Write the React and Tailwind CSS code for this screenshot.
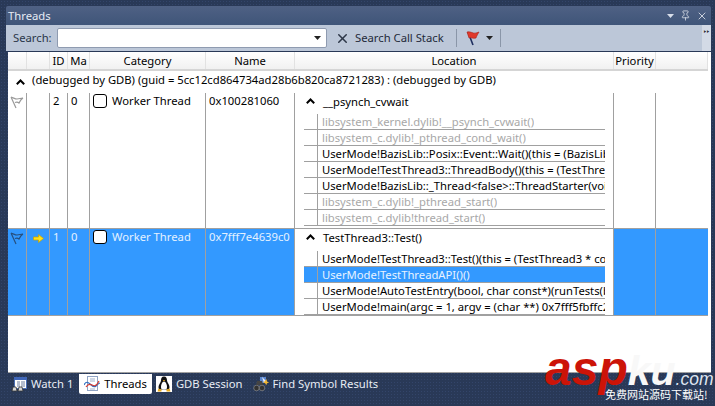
import { X, Pin } from 'lucide-react';

const font = "[font-family:'Noto_Sans',sans-serif]";

const columns = 'grid grid-cols-[19px_23px_18px_22px_116px_89px_319px_42px_1fr]';

const Caret = ({ className = '' }) => (
  <svg width="7" height="4" viewBox="0 0 7 4" className={className}>
    <path d="M0 0h7L3.5 4z" fill="currentColor" />
  </svg>
);

const Chevron = () => (
  <svg width="9" height="6" viewBox="0 0 9 6" className="shrink-0 text-black">
    <path d="M0.8 5.2 4.5 1.5 8.2 5.2" fill="none" stroke="currentColor" strokeWidth="2" />
  </svg>
);

const FlagOutline = ({ color }) => (
  <svg width="14" height="13" viewBox="0 0 14 13">
    <path d="M1 1 6 12M1 1c3 1 4 2 6 2l6-1c-2 1-3 3-4 5-1-1-3-1-4-.5" fill="none" stroke={color} strokeWidth="1.2" />
  </svg>
);

const FlagRed = () => (
  <svg width="16" height="16" viewBox="0 0 16 16">
    <path d="M3 2l5 13" stroke="#1f2f5f" strokeWidth="1.6" fill="none" />
    <path d="M2 2c4-1 6 2 9 1l3-1c-1 2-2 3-3 6-3 1-5-1-7 0z" fill="#e0392b" stroke="#a8231a" strokeWidth="0.6" />
  </svg>
);

const ArrowYellow = () => (
  <svg width="11" height="9" viewBox="0 0 11 9">
    <path d="M0.5 3h5V0.5L10.5 4.5 5.5 8.5V6h-5z" fill="#ffe11a" stroke="#c9a400" strokeWidth="0.7" />
  </svg>
);

const CategoryBox = () => (
  <span className="w-[14px] h-[14px] shrink-0 rounded-[3px] border border-black bg-white" />
);

const WatchIcon = () => (
  <svg width="16" height="16" viewBox="0 0 16 16">
    <rect x="3.500" y="1.500" width="12" height="11" fill="#fff" stroke="#4a6fb5" />
    <path d="M3 1h13v3H3z" fill="#3f66b8" />
    <path d="M6 6h3M10 6h4M6 8h3M10 8h4M6 10h3M10 10h4" stroke="#6d7f9f" />
    <path d="M1 15l1-4h3l1 4zM7 15l1-4h3l1 4z" fill="#d9d9d9" stroke="#333" strokeWidth="0.8" />
  </svg>
);

const ThreadsIcon = () => (
  <svg width="16" height="16" viewBox="0 0 16 16">
    <rect x="3.500" y="0.500" width="10" height="14" fill="#fff" stroke="#8fa3c4" />
    <path d="M6 3h5M6 5h5M6 13h5" stroke="#9fb0cc" />
    <path d="M0 9c2-4 4-3 6-1s4 4 6 2 3-3 4-3" fill="none" stroke="#2f6fc0" strokeWidth="1.2" />
    <path d="M2 11c2-3 4-3 6-2s4 2 7-4" fill="none" stroke="#d83a2e" strokeWidth="1.2" />
  </svg>
);

const PenguinIcon = () => (
  <svg width="16" height="16" viewBox="0 0 16 16">
    <rect width="16" height="16" fill="#fff" />
    <path d="M8 0.500c2.400 0 3 2 3 4s2.500 4 2.500 6.500-1.500 2.500-2.500 2.500h-6c-1 0-2.500 0-2.500-2.500S5 6.500 5 4.500s.6-4 3-4z" fill="#111" />
    <path d="M8 5.500c1.600 0 3 3 3 5.500s-1.400 2.500-3 2.500-3 0-3-2.500 1.400-5.500 3-5.500z" fill="#fff" />
    <path d="M6.800 4h2.400L8 5.500z" fill="#e8a91c" />
    <path d="M2.500 12.500l3 1v2h-4zM13.500 12.500l-3 1v2h4z" fill="#e8a91c" />
  </svg>
);

const FindIcon = () => (
  <svg width="16" height="16" viewBox="0 0 16 16">
    <path d="M7 1h6v6H7z" fill="#5a86cf" />
    <path d="M9 1l5 5-3 1z" fill="#e8edf7" />
    <path d="M12 5l1.500-2 .5 2.500 2 1-2 .8-.8 2-1-2-2-.5z" fill="#f2b632" />
    <circle cx="3.500" cy="12" r="2.800" fill="#333" stroke="#999" strokeWidth="0.6" />
    <circle cx="9" cy="12" r="2.800" fill="#333" stroke="#999" strokeWidth="0.6" />
    <path d="M3 9l1-4h3v4zM7 9V5h2l1 4z" fill="#444" />
  </svg>
);

const StackRow = ({ text, tone = 'normal' }) => {
  const selected = tone === 'selected';
  return (
    <div className={`h-[16px] flex border-b border-[#a0a0a0] ${selected ? 'bg-[#3399ff] text-[#e8f3ff]' : tone === 'dim' ? 'text-[#a8a8a8]' : 'text-black'}`}>
      <div className="w-[14px] shrink-0 border-r border-[#a0a0a0]" />
      <div className="pl-[4px] min-w-0 whitespace-nowrap overflow-hidden leading-[15px]">{text}</div>
    </div>
  );
};

const ThreadRow = ({ selected, id, name, title, titleH, rows, flag, pb }) => {
  const cellBorder = 'border-r border-[#a0a0a0]';
  const tint = selected ? 'bg-[#3399ff] text-[#e4f1ff]' : 'bg-white text-black';
  return (
    <div className={`${columns} ${selected ? 'border-y border-[#a0a0a0]' : ''}`}>
      <div className={`${cellBorder} ${tint} flex justify-center pt-[3px]`}>{flag}</div>
      <div className={`${cellBorder} ${tint} flex justify-center pt-[5px]`}>{selected && <ArrowYellow />}</div>
      <div className={`${cellBorder} ${tint} pl-[3px] leading-[15px]`}>{id}</div>
      <div className={`${cellBorder} ${tint} pl-[3px] leading-[15px]`}>0</div>
      <div className={`${cellBorder} ${tint} flex items-start gap-[5px] pl-[3px] pt-[1px] leading-[13px]`}>
        <CategoryBox />
        <span className="whitespace-nowrap">Worker Thread</span>
      </div>
      <div className={`${cellBorder} ${tint} pl-[3px] leading-[15px] overflow-hidden whitespace-nowrap`}>{name}</div>
      <div className={`${cellBorder} bg-white text-black pl-[9px] pr-[8px] ${pb}`}>
        <div className={`flex items-start gap-[8px] ${titleH} pl-[2px] leading-[17px]`}>
          <span className="pt-[5px] flex"><Chevron /></span>
          <span className="whitespace-nowrap">{title}</span>
        </div>
        {rows.map(r => (
          <StackRow key={r.text} text={r.text} tone={r.tone} />
        ))}
      </div>
      <div className={`${cellBorder} ${tint}`} />
      <div className={selected ? 'bg-[#3399ff]' : 'bg-white'} />
    </div>
  );
};

const firstRows = [
  { text: 'libsystem_kernel.dylib!__psynch_cvwait()', tone: 'dim' },
  { text: 'libsystem_c.dylib!_pthread_cond_wait()', tone: 'dim' },
  { text: 'UserMode!BazisLib::Posix::Event::Wait()(this = (BazisLib::Posix::Event *) 0x1002' },
  { text: 'UserMode!TestThread3::ThreadBody()(this = (TestThread3 *) 0x7fff5fbff7e0)' },
  { text: 'UserMode!BazisLib::_Thread<false>::ThreadStarter(void*)(lpParam = 0x7fff5fbff7e0)' },
  { text: 'libsystem_c.dylib!_pthread_start()', tone: 'dim' },
  { text: 'libsystem_c.dylib!thread_start()', tone: 'dim' },
];

const secondRows = [
  { text: 'UserMode!TestThread3::Test()(this = (TestThread3 * const) 0x7fff5fbff7e0)' },
  { text: 'UserMode!TestThreadAPI()()', tone: 'selected' },
  { text: 'UserMode!AutoTestEntry(bool, char const*)(runTests(bool)) 0x7fff5fbffa10' },
  { text: 'UserMode!main(argc = 1, argv = (char **) 0x7fff5fbffc28)' },
];

const headers = ['', '', 'ID', 'Ma', 'Category', 'Name', 'Location', 'Priority', ''];

const tabs = [
  { label: 'Watch 1', icon: <WatchIcon /> },
  { label: 'Threads', icon: <ThreadsIcon />, active: true },
  { label: 'GDB Session', icon: <PenguinIcon /> },
  { label: 'Find Symbol Results', icon: <FindIcon /> },
];

export default function App() {
  return (
    <div className={`relative w-[715px] h-[406px] overflow-hidden bg-[#293957] bg-[radial-gradient(#33456a_0.7px,transparent_0.7px)] bg-[size:3px_3px] pt-[6px] text-[11.250px] ${font}`}>
      <div className="ml-[6px] mr-[4px] h-[19px] rounded-t-[2px] bg-gradient-to-b from-[#4f6184] to-[#3f5579] flex items-center pl-[2px] pr-[3px] text-[#e6ebf4]">
        <span className="flex-1 leading-none">Threads</span>
        <Caret className="text-[#d8deea] mr-[6px]" />
        <Pin size={11} strokeWidth={1.6} className="text-[#e8ecf3] mr-[5px]" />
        <X size={12} strokeWidth={1.6} className="text-[#e8ecf3]" />
      </div>

      <div className="ml-[6px] mr-[4px] h-[26px] bg-[#bcc7d8] flex items-center pl-[7px] text-[#1f2a3a]">
        <span className="w-[44px] shrink-0 text-[#2a3648]">Search:</span>
        <div className="w-[270px] h-[20px] rounded-[2px] border border-[#8f9bb0] bg-white flex items-center justify-end pr-[5px] mr-[8px] text-[#222]">
          <Caret />
        </div>
        <X size={15} strokeWidth={2.400} className="text-[#2d3748] mr-[5px]" />
        <span className="w-[90px] shrink-0 whitespace-nowrap mr-[11px]">Search Call Stack</span>
        <div className="w-px h-[18px] bg-[#8a96a8] mr-[8px]" />
        <FlagRed />
        <Caret className="ml-[5px] mr-[7px] text-[#222]" />
        <div className="w-px h-[18px] bg-[#8a96a8]" />
        <div className="ml-auto w-[9px] h-full bg-[#d3dae6] text-[#222] text-[8px] leading-[14px] text-center">‣‣</div>
      </div>

      <div className="ml-[8px] mr-[4px] mt-[1px] h-[321px] bg-white pr-[3px] border-b border-[#a0a0a0] overflow-hidden">
        <div className={`${columns} h-[19px] bg-gradient-to-b from-white to-[#f1f1f1] border-b-2 border-[#d5d5d5] text-black`}>
          {headers.map((h, i) => (
            <div key={i} className="border-r border-[#e2e2e2] text-center leading-[17px] whitespace-nowrap overflow-hidden">{h}</div>
          ))}
        </div>
        <div className="h-[22px] flex items-center pl-[8px] gap-[7px] text-black">
          <Chevron />
          <span className="whitespace-nowrap pb-[3px]">(debugged by GDB) (guid = 5cc12cd864734ad28b6b820ca8721283) : (debugged by GDB)</span>
        </div>
        <ThreadRow
          id="2"
          name="0x100281060"
          title="__psynch_cvwait"
          titleH="h-[21px]"
          rows={firstRows}
          pb="pb-[2px]"
          flag={<FlagOutline color="#9a9a9a" />}
        />
        <ThreadRow
          selected
          id="1"
          name="0x7fff7e4639c0"
          title="TestThread3::Test()"
          titleH="h-[22px]"
          rows={secondRows}
          flag={<FlagOutline color="#26507f" />}
        />
      </div>

      <div className="flex h-[20px] ml-[6px] mt-[1px] text-[#e8edf5]">
        {tabs.map(t => (
          <div
            key={t.label}
            className={`flex items-center gap-[4px] px-[5px] rounded-b-[2px] whitespace-nowrap ${t.active ? 'bg-white text-black ml-[1px] -mr-[1px]' : ''}`}
          >
            {t.icon}
            <span>{t.label}</span>
          </div>
        ))}
      </div>

      {/* watermark */}
      <div className="absolute left-[545px] top-[345px] w-[170px] h-[61px] [font-family:'Liberation_Sans',sans-serif]">
        <div className="flex items-baseline italic leading-none whitespace-nowrap">
          <span className="text-[48px] font-bold text-[#cc1408]">asp</span>
          <span className="text-[41px] font-bold text-[#f8f8f8]">ku</span>
          <span className="text-[17.500px] text-[#dfe5ef]">.com</span>
        </div>
        <div className="absolute left-[60px] top-[43px] whitespace-nowrap text-[11px] leading-[12px] text-white [font-family:'Noto_Sans_CJK_SC',sans-serif]">免费网站源码下载站!</div>
      </div>
    </div>
  );
}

- - -

• [Problem] From the material above, gather all lines that include the string "this" and copy them.

• [Exercise solution]
Write the React and Tailwind CSS code for this screenshot.
  { text: 'UserMode!BazisLib::Posix::Event::Wait()(this = (BazisLib::Posix::Event *) 0x1002' },
  { text: 'UserMode!TestThread3::ThreadBody()(this = (TestThread3 *) 0x7fff5fbff7e0)' },
  { text: 'UserMode!TestThread3::Test()(this = (TestThread3 * const) 0x7fff5fbff7e0)' },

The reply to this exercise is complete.